WASHINGTON SQUARE: You have said that lyric poems should be “uncomfortable.” Why?
COLE: I find the world to be an uncomfortable place—so my poems reflect this. One function of art is to make us a little uneasy with our placid lives. Perhaps this is merely a personal definition. Occasionally, I think it’s nice to wholly embrace beauty, too.
WASHINGTON SQUARE: What are you most afraid of?
COLE: I am a fearful person. I'm afraid of many things: knives, poverty, and sickness, to name only three.
WASHINGTON SQUARE: What is your relationship to the making of visual art (your collages, in particular) and how does it relate to the making of your own poems?

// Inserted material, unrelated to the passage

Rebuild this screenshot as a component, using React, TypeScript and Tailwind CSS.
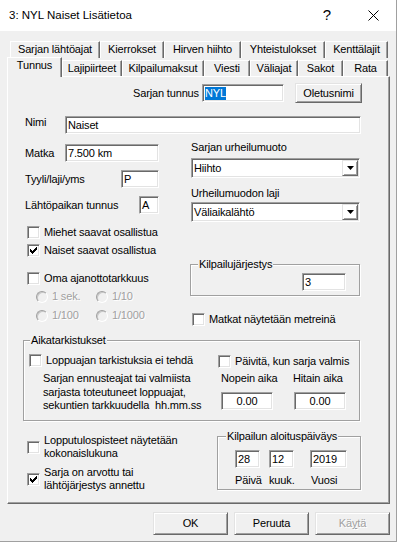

COLE: I don't make art. I am an amateur who makes small collages. Looking at art in galleries and museums probably has a deeper effect on my poems, but I'm not sure how. Perhaps, my poems are collages, too, conflating disparate things and trying to extract some knowledge from experience.

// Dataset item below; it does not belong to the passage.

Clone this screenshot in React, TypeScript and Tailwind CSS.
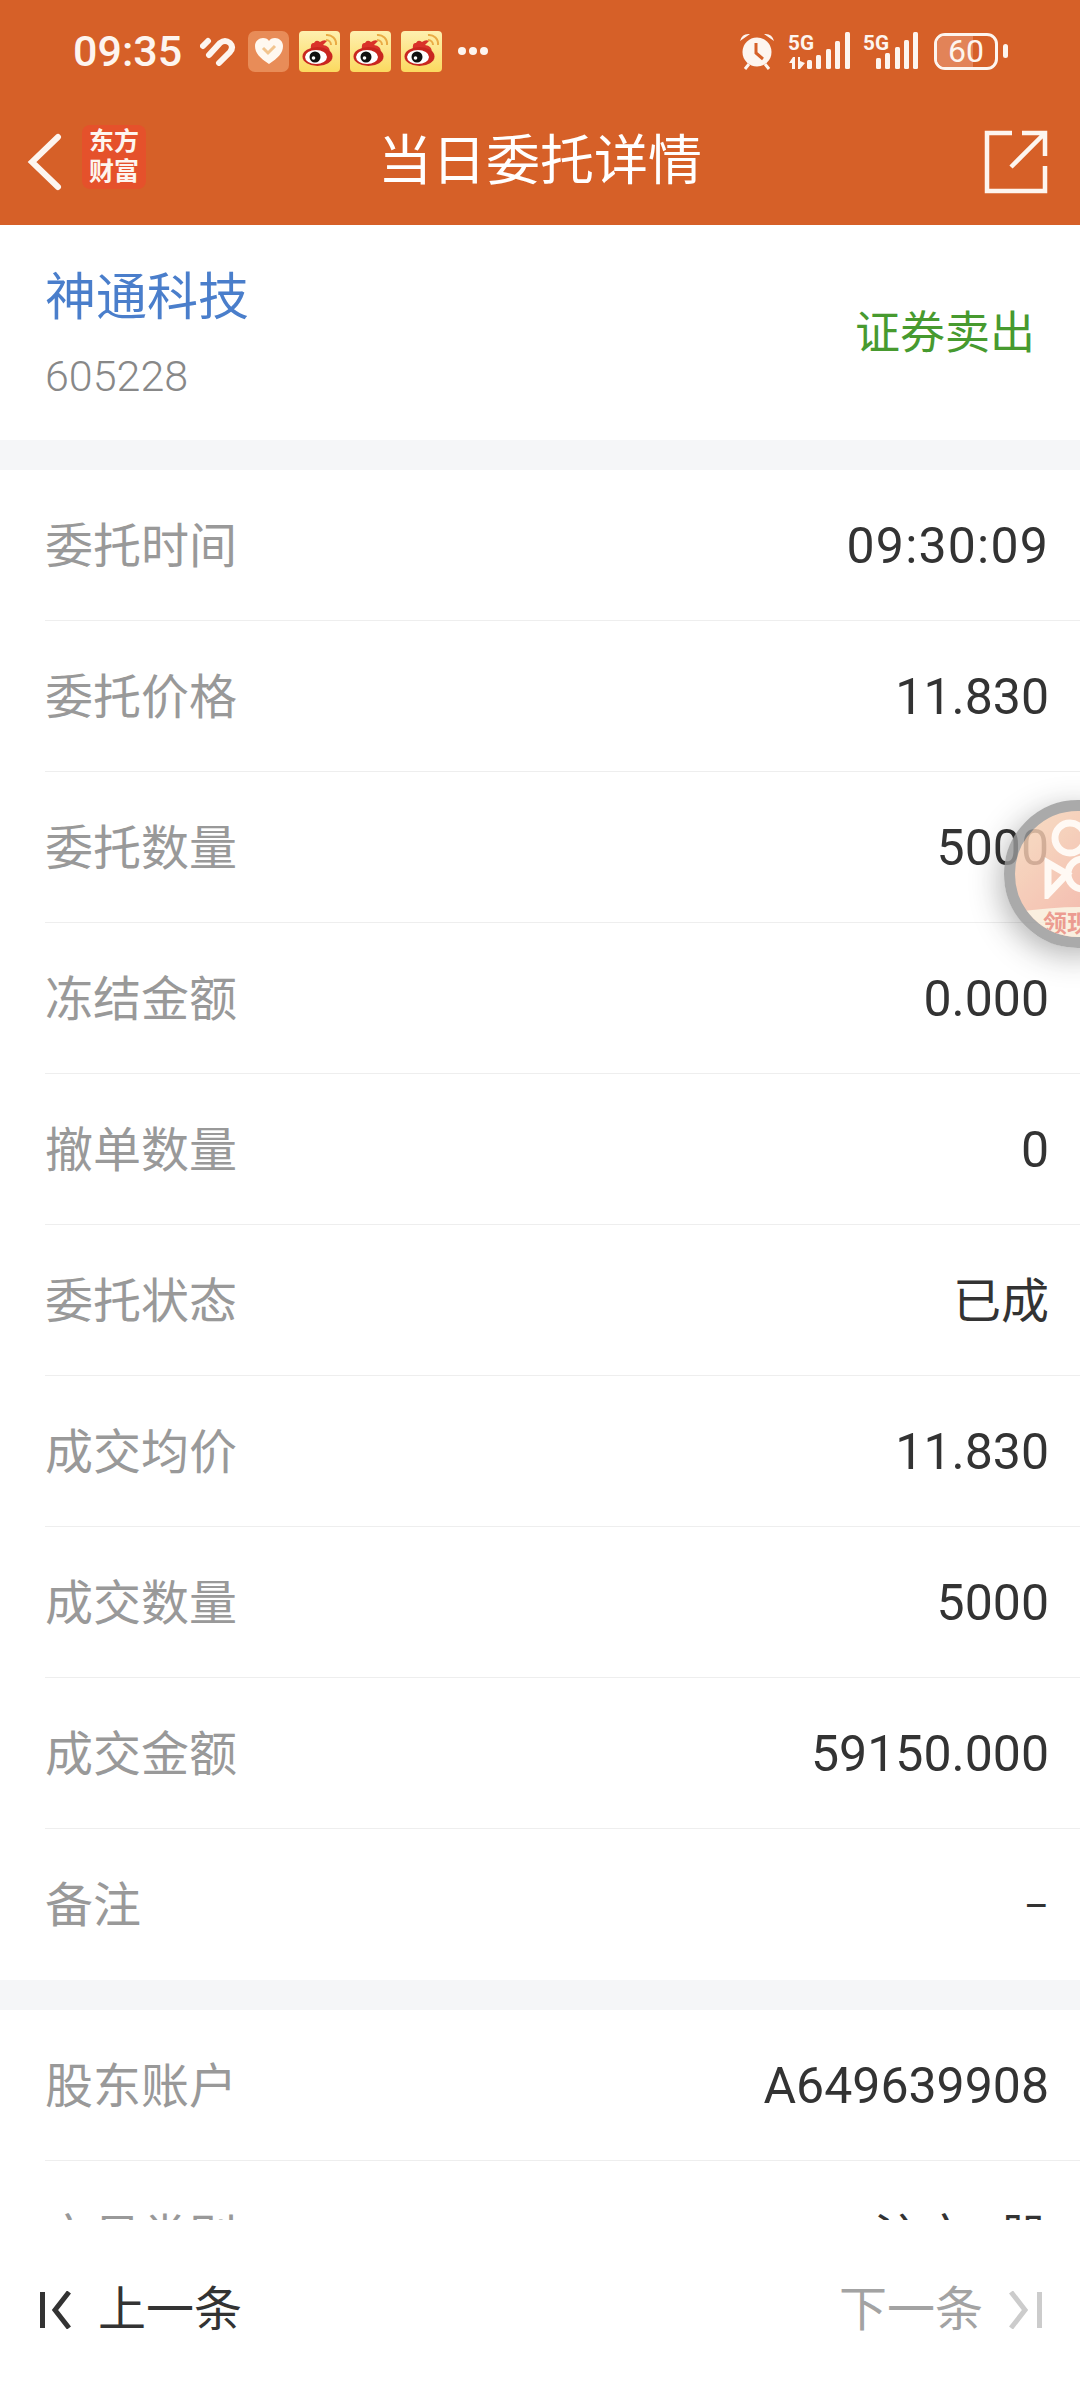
const detailRows = [
  ['委托时间', '09:30:09'],
  ['委托价格', '11.830'],
  ['委托数量', '5000'],
  ['冻结金额', '0.000'],
  ['撤单数量', '0'],
  ['委托状态', '已成'],
  ['成交均价', '11.830'],
  ['成交数量', '5000'],
  ['成交金额', '59150.000'],
  ['备注', '–'],
];

const accountRows = [
  ['股东账户', 'A649639908'],
  ['交易类别', '沪市A股'],
];

const valueClass = (value: string) => {
  if (value === '–') return 'text-[38px] text-[#333333]';
  if (value.includes(':')) return 'text-[50px] tracking-[1.2px] text-[#333333]';
  if (/^[\d.A-Z]+$/.test(value)) return 'text-[50px] text-[#333333]';
  return 'text-[48px] text-[#333333]';
};

const Row = ({ label, value, last }: { label: string; value: string; last?: boolean }) => (
  <div className="pl-[45px]">
    <div className={`flex h-[151px] items-center justify-between pt-[3px] pr-[31px] ${last ? '' : 'border-b border-[#eeeeee]'}`}>
      <span className="text-[48px] text-[#999999]">{label}</span>
      <span className={valueClass(value)}>{value}</span>
    </div>
  </div>
);

const WeiboIcon = () => (
  <svg width="41" height="41" viewBox="0 0 41 41" className="rounded-[4px]">
    <defs>
      <linearGradient id="wb" x1="0" y1="0" x2="0" y2="1">
        <stop offset="0" stopColor="#fef0b0" />
        <stop offset="1" stopColor="#fbd95f" />
      </linearGradient>
    </defs>
    <rect width="41" height="41" fill="url(#wb)" />
    <path d="M12 19 Q11 11 15 12 Q17 8 21 11 Q25 8 28 10 L24 14 Q31 15 31 21 Z" fill="#d9322a" />
    <ellipse cx="18.5" cy="25.5" rx="15" ry="9.5" fill="#c9261f" />
    <ellipse cx="17" cy="26" rx="11" ry="7" fill="#ffffff" />
    <circle cx="16" cy="26" r="5.5" fill="#111111" />
    <circle cx="14.5" cy="27" r="1.8" fill="#ffffff" />
    <path d="M27 4 A9 9 0 0 1 37 14 M27 9 A5 5 0 0 1 32 14" fill="none" stroke="#e9ab45" strokeWidth="2" />
  </svg>
);

const Signal = ({ arrows }: { arrows?: boolean }) => {
  const bars = arrows ? [19, 28, 38, 47, 57] : [13, 22, 32, 41, 50];
  const heights = arrows ? [9, 14, 20, 28, 37] : [11, 16, 22, 29, 37];
  return (
    <svg width={arrows ? 62 : 55} height="38" viewBox={arrows ? '0 0 62 38' : '0 0 55 38'} fill="#fdf5ef">
      <text x="0" y="18" fontSize="21" fontWeight="700" fontFamily="Roboto, sans-serif" textLength="26" lengthAdjust="spacingAndGlyphs">5G</text>
      {arrows && <path d="M1 31 L5 25 H7 V37 H4 V31 Z M10 25 H12 V29 L17 31 L12 37 H10 Z" />}
      {bars.map((x, i) => (
        <rect key={x} x={x} y={37 - heights[i]} width="5" height={heights[i]} rx="1.5" />
      ))}
    </svg>
  );
};

export default function App() {
  return (
    <div className="relative flex h-[2400px] w-[1080px] flex-col overflow-hidden bg-white font-['Roboto','Noto_Sans_CJK_SC',sans-serif]">
      {/* status bar */}
      <div className="bg-[#d66028]">
        <div className="flex h-[100px] items-center justify-between pt-[2px] pl-[73px] pr-[72px]">
          <div className="flex items-center">
            <span className="w-[112px] text-[43px] font-medium leading-none text-[#fdf5ef]">09:35</span>
            <svg width="36" height="30" viewBox="0 0 36 30" className="ml-[15px]" fill="none" stroke="#fdf5ef" strokeWidth="6" strokeLinecap="round">
              <path d="M3 10 L8 5 M9 19 L20 7 Q25 3 30 7 Q34 11 30 16 L19 27" />
            </svg>
            <div className="ml-[12px] flex h-[41px] w-[41px] items-center justify-center rounded-[7px] bg-[#e88c58]">
              <svg width="30" height="28" viewBox="0 0 30 28">
                <path d="M15 27 C6 21 1 16 1 9 C1 4 5 1 9 1 C12 1 14 2 15 4 C16 2 18 1 21 1 C25 1 29 4 29 9 C29 16 24 21 15 27 Z" fill="#fff8f0" />
                <path d="M9 11 L14 16 L21 9" fill="none" stroke="#f2c48e" strokeWidth="3" />
              </svg>
            </div>
            <div className="ml-[10px] flex gap-[10px]">
              <WeiboIcon />
              <WeiboIcon />
              <WeiboIcon />
            </div>
            <div className="ml-[16px] flex gap-[3px]">
              <span className="h-[8px] w-[8px] rounded-full bg-[#fdf5ef]" />
              <span className="h-[8px] w-[8px] rounded-full bg-[#fdf5ef]" />
              <span className="h-[8px] w-[8px] rounded-full bg-[#fdf5ef]" />
            </div>
          </div>
          <div className="flex items-center">
            <svg width="34" height="38" viewBox="0 0 34 38">
              <circle cx="17" cy="20" r="14.5" fill="#fdf5ef" />
              <path d="M16 11 V21 L23 27" fill="none" stroke="#d66028" strokeWidth="3" />
              <path d="M0 9 Q2 1 10 2 Z M34 9 Q32 1 24 2 Z" fill="#fdf5ef" />
              <path d="M5 37 L9 32 M29 37 L25 32" stroke="#fdf5ef" strokeWidth="3" />
            </svg>
            <div className="ml-[14px]"><Signal arrows /></div>
            <div className="ml-[13px]"><Signal /></div>
            <div className="relative ml-[16px] flex h-[37px] w-[64px] items-center justify-center overflow-hidden rounded-[11px] border-[3px] border-[#fdf5ef]">
              <div className="absolute inset-y-0 left-0 w-[62%] bg-[#e28358]" />
              <span className="relative text-[32px] leading-none text-[#fdf5ef]">60</span>
            </div>
            <div className="ml-[5px] h-[14px] w-[5px] rounded-full bg-[#fdf5ef]" />
          </div>
        </div>

        {/* title bar */}
        <div className="relative flex h-[125px] items-center pb-[2px]">
          <svg width="36" height="58" viewBox="0 0 36 58" className="ml-[26px]" fill="none" stroke="#fdf5ef" strokeWidth="6" strokeLinecap="round">
            <path d="M32 4 L6 29 L32 54" />
          </svg>
          <div className="mb-[9px] ml-[20px] flex h-[64px] w-[64px] flex-col items-center justify-center rounded-[8px] bg-[#e5512b] text-[25px] font-bold leading-[30px] text-[#fdf5ef]">
            <span>东方</span>
            <span>财富</span>
          </div>
          <span className="absolute left-1/2 -translate-x-1/2 text-[54px] text-white">当日委托详情</span>
          <svg width="64" height="64" viewBox="0 0 64 64" className="absolute right-[32px]" fill="none" stroke="#fdf5ef" strokeWidth="4.5">
            <path d="M28 3 H3 V61 H61 V36" />
            <path d="M61 26 V3 H38 M61 3 L27 37" />
          </svg>
        </div>
      </div>

      {/* stock header + detail list */}
      <div className="flex-1 overflow-hidden">
        <div className="flex h-[215px] items-center justify-between px-[45px]">
          <div className="flex flex-col self-start pt-[38px]">
            <span className="text-[51px] leading-[70px] text-[#4a7ecb]">神通科技</span>
            <span className="mt-[18px] text-[43px] font-light leading-[50px] text-[#888888]">605228</span>
          </div>
          <span className="mt-[2px] text-[45px] text-[#479a2f]">证券卖出</span>
        </div>
        <div className="h-[30px] bg-[#f5f6f8]" />
        {detailRows.map(([label, value], i) => (
          <Row key={label} label={label} value={value} last={i === detailRows.length - 1} />
        ))}
        <div className="h-[30px] bg-[#f5f6f8]" />
        {accountRows.map(([label, value]) => (
          <Row key={label} label={label} value={value} />
        ))}
      </div>

      {/* bottom pager */}
      <div className="flex h-[180px] items-center justify-between bg-white pl-[40px] pr-[38px]">
        <div className="flex items-center">
          <svg width="32" height="38" viewBox="0 0 32 38" fill="none" stroke="#333333" strokeWidth="5">
            <path d="M2.5 1 V37 M29 1 L15 19 L29 37" />
          </svg>
          <span className="ml-[26px] text-[48px] text-[#333333]">上一条</span>
        </div>
        <div className="flex items-center">
          <span className="text-[48px] text-[#a3a3a3]">下一条</span>
          <svg width="34" height="38" viewBox="0 0 34 38" className="ml-[25px]" fill="none" stroke="#cccccc" strokeWidth="5">
            <path d="M31.5 1 V37 M3 1 L17 19 L3 37" />
          </svg>
        </div>
      </div>

      {/* floating video badge, see-through so the row text shows under it */}
      <div className="absolute right-[-72px] top-[800px] h-[148px] w-[148px] overflow-hidden rounded-full border-[11px] border-[#989898] bg-gradient-to-br from-[#f6d8b8] to-[#ee9c94] opacity-[0.82] shadow-[-4px_8px_30px_rgba(0,0,0,0.35)]">
        <svg width="80" height="80" viewBox="0 0 80 80" className="absolute left-[28px] top-[8px]" fill="none" stroke="#fff8f2" strokeWidth="7">
          <circle cx="27" cy="19" r="15" />
          <path d="M5 44 L24 55 L5 75 Z" />
          <circle cx="40" cy="55" r="15" />
        </svg>
        <div className="absolute bottom-0 left-[-20px] h-[30px] w-[180px] rounded-t-[50%] bg-[#f9ecd8]" />
        <span className="absolute bottom-[1px] left-[28px] whitespace-nowrap text-[24px] font-bold leading-none text-[#e9877a]">领现金</span>
      </div>
    </div>
  );
}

WASHINGTON SQUARE: When you were my workshop teacher, you seemed to want to shake us out of our highbrow orientation and prudishness. It was good to be shaken. When teaching, what do you try to impart? How do you approach the poetry classroom and your role in it?

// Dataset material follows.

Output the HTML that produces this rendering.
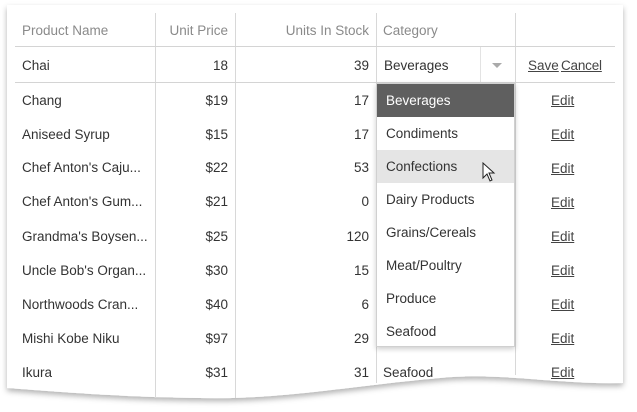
<!DOCTYPE html>
<html><head><style>
body{margin:0;width:637px;height:412px;background:#fff;position:relative;overflow:hidden;font-family:"Liberation Sans",sans-serif;font-size:13.5px;color:#333}
.a{position:absolute;white-space:nowrap;line-height:16px}
.h{color:#8a8a8a}
.r{text-align:right}
.v{position:absolute;width:1px;background:#d8d8d8;top:13px;height:385px}
.hl{position:absolute;height:1px;background:#d4d4d4;left:15px;width:600px}
.e{position:absolute;left:551px;text-decoration:underline;color:#444}
.dd{position:absolute;left:376px;top:83px;width:139px;height:264px;background:#fff;border:1px solid #d0d0d0;box-sizing:border-box;box-shadow:0 2px 5px rgba(0,0,0,.2)}
.it{height:33px;line-height:33px;padding-left:9px}
</style></head><body>
<svg width="637" height="412" style="position:absolute;left:0;top:0">
<defs><filter id="s" x="-5%" y="-5%" width="110%" height="115%"><feDropShadow dx="0" dy="3" stdDeviation="3" flood-color="#000" flood-opacity="0.3"/></filter></defs>
<path d="M7 5 H623 V383 C560 385 500 372 440 378 C350 386 280 400 200 398 C120 397 60 392 7 388 Z" fill="#fff" filter="url(#s)"/>
</svg>
<div class="v" style="left:155px"></div>
<div class="v" style="left:235px"></div>
<div class="v" style="left:376px;height:370px"></div>
<div class="v" style="left:515px;height:362px"></div>
<div class="hl" style="top:46px"></div>
<div class="hl" style="top:82px"></div>
<div style="position:absolute;left:480px;top:47px;width:1px;height:35px;background:#e3e3e3"></div>

<div class="a h" style="left:22px;top:23px">Product Name</div>
<div class="a h r" style="left:155px;width:73px;top:23px">Unit Price</div>
<div class="a h r" style="left:235px;width:134px;top:23px">Units In Stock</div>
<div class="a h" style="left:383px;top:23px">Category</div>

<div class="a" style="left:22px;top:58px">Chai</div>
<div class="a r" style="left:155px;width:73px;top:58px">18</div>
<div class="a r" style="left:235px;width:134px;top:58px">39</div>
<div class="a" style="left:384px;top:58px">Beverages</div>
<div style="position:absolute;left:492px;top:63px;border-left:5px solid transparent;border-right:5px solid transparent;border-top:5px solid #aaa"></div>
<div class="a" style="left:528px;top:58px;text-decoration:underline;color:#444">Save</div>
<div class="a" style="left:561px;top:58px;text-decoration:underline;color:#444;letter-spacing:-0.2px">Cancel</div>

<div class="a" style="left:22px;top:93px">Chang</div><div class="a r" style="left:155px;width:73px;top:93px">$19</div><div class="a r" style="left:235px;width:134px;top:93px">17</div><div class="a e" style="top:93px">Edit</div>
<div class="a" style="left:22px;top:127px">Aniseed Syrup</div><div class="a r" style="left:155px;width:73px;top:127px">$15</div><div class="a r" style="left:235px;width:134px;top:127px">17</div><div class="a e" style="top:127px">Edit</div>
<div class="a" style="left:22px;top:160px">Chef Anton's Caju...</div><div class="a r" style="left:155px;width:73px;top:160px">$22</div><div class="a r" style="left:235px;width:134px;top:160px">53</div><div class="a e" style="top:161px">Edit</div>
<div class="a" style="left:22px;top:194px">Chef Anton's Gum...</div><div class="a r" style="left:155px;width:73px;top:194px">$21</div><div class="a r" style="left:235px;width:134px;top:194px">0</div><div class="a e" style="top:195px">Edit</div>
<div class="a" style="left:22px;top:229px">Grandma's Boysen...</div><div class="a r" style="left:155px;width:73px;top:229px">$25</div><div class="a r" style="left:235px;width:134px;top:229px">120</div><div class="a e" style="top:229px">Edit</div>
<div class="a" style="left:22px;top:263px">Uncle Bob's Organ...</div><div class="a r" style="left:155px;width:73px;top:263px">$30</div><div class="a r" style="left:235px;width:134px;top:263px">15</div><div class="a e" style="top:263px">Edit</div>
<div class="a" style="left:22px;top:297px">Northwoods Cran...</div><div class="a r" style="left:155px;width:73px;top:297px">$40</div><div class="a r" style="left:235px;width:134px;top:297px">6</div><div class="a e" style="top:297px">Edit</div>
<div class="a" style="left:22px;top:331px">Mishi Kobe Niku</div><div class="a r" style="left:155px;width:73px;top:331px">$97</div><div class="a r" style="left:235px;width:134px;top:331px">29</div><div class="a e" style="top:331px">Edit</div>
<div class="a" style="left:22px;top:365px">Ikura</div><div class="a r" style="left:155px;width:73px;top:365px">$31</div><div class="a r" style="left:235px;width:134px;top:365px">31</div><div class="a" style="left:383px;top:365px">Seafood</div><div class="a e" style="top:365px">Edit</div>

<div class="dd">
<div class="it" style="background:#5f5f5f;color:#fff">Beverages</div>
<div class="it">Condiments</div>
<div class="it" style="background:#e5e5e5">Confections</div>
<div class="it">Dairy Products</div>
<div class="it">Grains/Cereals</div>
<div class="it">Meat/Poultry</div>
<div class="it">Produce</div>
<div class="it">Seafood</div>
</div>
<svg width="16" height="22" style="position:absolute;left:482px;top:162px"><path d="M1 1 L1 16 L5 12 L8 19 L10 18 L7 11 L12 11 Z" fill="#fff" stroke="#222" stroke-width="1"/></svg>
</body></html>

COLE: What you say is true. I think we have comfort zones in which we repeat ourselves and write ourselves into irrelevance. Much poetry published today is like this. I don't ask students to do anything I don't ask of myself. As a teacher, I can't plant the seed of talent in a young person, but if it's there already, I can nurture it and coax it to grow toward the sun.
WASHINGTON SQUARE: Since this will be read by an audience of writers and students, do you have wisdom, cautions, advice to share?
COLE: In terms of language and feeling, go as far as you can. Keep your heart open. Don't think about your audience. Be subversive. Again, keep your heart open.
WASHINGTON SQUARE: And since we're at the end of our conversation—how do you think about ending a poem, achieving closure?
COLE: There is a private sense of rightness—a smell—that a good ending has. It's not easy, but a good finish needs rhythmic closure and original language. If the top of my head goes off, too, that's extra nice.